Luckily, Roy did have one important piece of evidence to help establish a link between his working environment at Ansung and his illness.

A year earlier, a fellow Bangladeshi worker put him in touch with Kim, the pastor, who arranged financial assistance for Roy and enlisted the help of a doctor specialising in occupational disease.

Dr Kim Hyun-joo instructed Roy to collect a small sample from the industrial dust collector by his workstation. A laboratory test of the powder he brought back alongside lung tissue from his biopsy showed that both contained silica dust, a carcinogen associated with scarring of the lungs.

If his claim is denied, Roy will probably be sent back to Bangladesh, an outcome he sees as a death sentence because the standard of medical care there is much lower.

“Even if I die, I would rather die here in Korea, where it will be in relative comfort,” he said. “In Bangladesh, death is a very painful process.”

Ajit Roy (far left) waters his eyes as he dines with his friends from church after attending a Sunday service. Photo: Los Angeles Times/TNS

The damage to his lungs is permanent. If his condition worsens, he will need a lung transplant. Part of this would be covered by a workers’ compensation package, but there will still be out-of-pocket costs.

That means, eventually, Roy will have to return to the manufacturing line. “There is nothing else I can do in Korea,” he said.

For now, nearly two years since he filed his claim, he just has to wait.

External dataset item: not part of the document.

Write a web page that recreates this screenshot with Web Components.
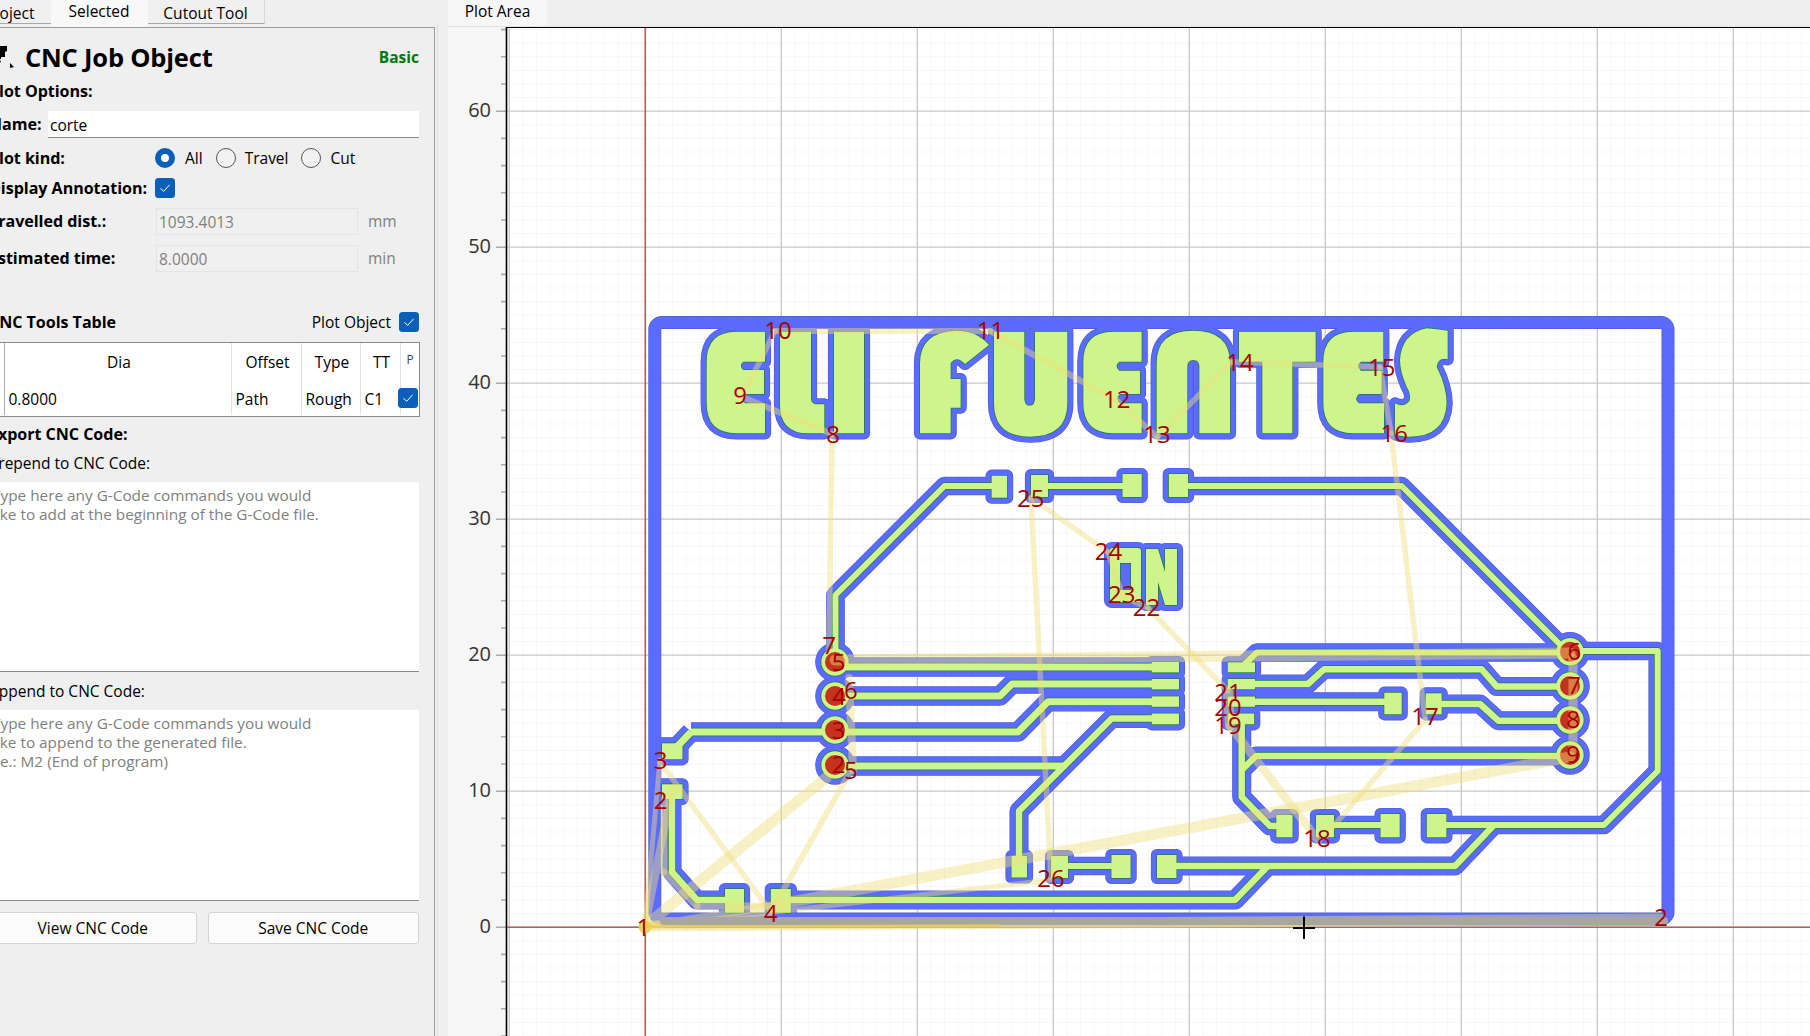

The fate of migrant workers like Roy is more than just a humanitarian matter.

Other countries like Japan are suffering similar demographic cliffs, and South Korea will have to compete with them to attract migrant workers in the future.

“Nobody is going to want to come here if word gets out that workers are dying in this way,” said Kim Dal-sung. “This is not a problem of individual employers, but of government policy.”

Ajit Roy takes public transport to attend a medical health check-up appointment at a hospital in Seoul. Photo: Los Angeles Times/TNS

The need for foreign workers will only grow.

With South Korean women now giving birth to an average of just 0.78 children – the lowest fertility rate of any major country and far below the 2.1 needed to maintain the current population – the number of working-age people is expected to fall from 36 million today to 24 million by 2050.

Despite the problems, the migrants keep coming.

Back in Cambodia, 29-year-old Va Chanda earned about $250 a month in a garment factory. After arriving in South Korea in January, she made six times that picking lettuce.

But she said she was beaten with a watering hose for failing to understand instructions in Korean. She managed to escape after a friend helped her call the police and connected her to a migrant shelter, where she has applied for a job transfer.

Still, she said: “I still don’t regret coming here. I just need to find a better job.”